Knowing Right, and Failing Anyway

. . . Hold fast what is good. Abstain from every form of evil. 1 Thessalonians 5:22

When I was a kid, a Christian rock band released a song entitled, Love God Hate Sin. I remember thinking, Easy. That’s not difficult. If I just keep that in mind, I can’t go wrong. Much later in life, while struggling with my addiction, I read a couple of books which prescribed a similarly simple concept suggesting that the Christian life was achieved by thinking in such a way that changed our behavior. The idea was that if I simply put the right thought in my head, it would transform how I lived. Just change your thinking and your behavior will follow.

There are some people for whom this seems to be true. Their life mistakes have been made from ignorance and once they knew right, they lived right. This isn’t the case for most of us though. Most of us are completely capable of knowing right and then choosing wrong. It isn’t that we don’t know something is bad for us. We know it’s bad for us, but it looks good and so, we want it anyway. We’d like to think that we make decisions based on right and wrong but most of us, even as Christians, still make decisions based simply on what we want.
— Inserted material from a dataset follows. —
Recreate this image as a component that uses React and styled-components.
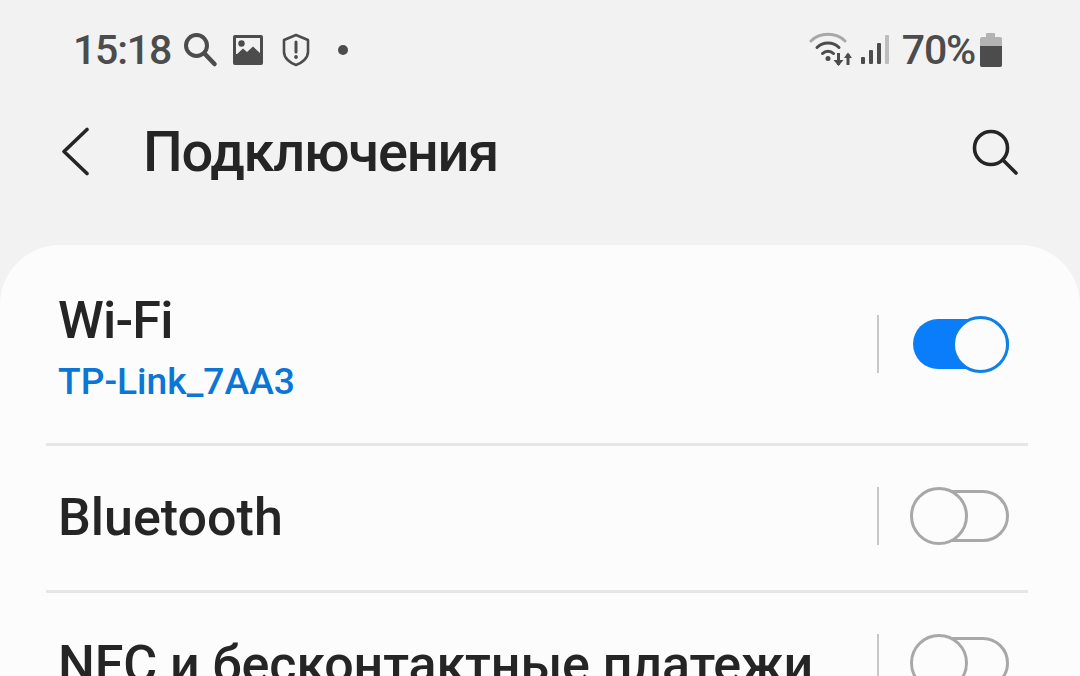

In today’s passage, Paul wrote that we must cling to what is good and abstain from what is evil. He didn’t describe a thought pattern or an emotional state. He just said we must do. This is not a thought command but an action command. This is a way of life that doesn’t depend on what we want, but rather on what is right and wrong. The Christian life isn’t just believing the right stuff and then hoping our behavior follows. We must love God, but then that love is meant to motivate us to do – daily abandoning our self-destructive nature to follow him.

Do good. Abstain from evil. It’s not a complicated concept. In fact, it’s quite simple. Knowing it though, doesn’t change anything. It’s in the doing that God changes us and that part is hard. It’s in obedience that our desires and appetites are transformed. If we look at our lives and see that our behavior doesn’t line up with our beliefs, we must do what it takes to change that. The problem isn’t usually that we don’t believe the right things. It’s that we simply do what we want. Daily, if we desire to change, we must go to God, asking, What must I abandon? What must I do? Then, we must do it. Following Christ isn’t simply a thought. It’s a way of life.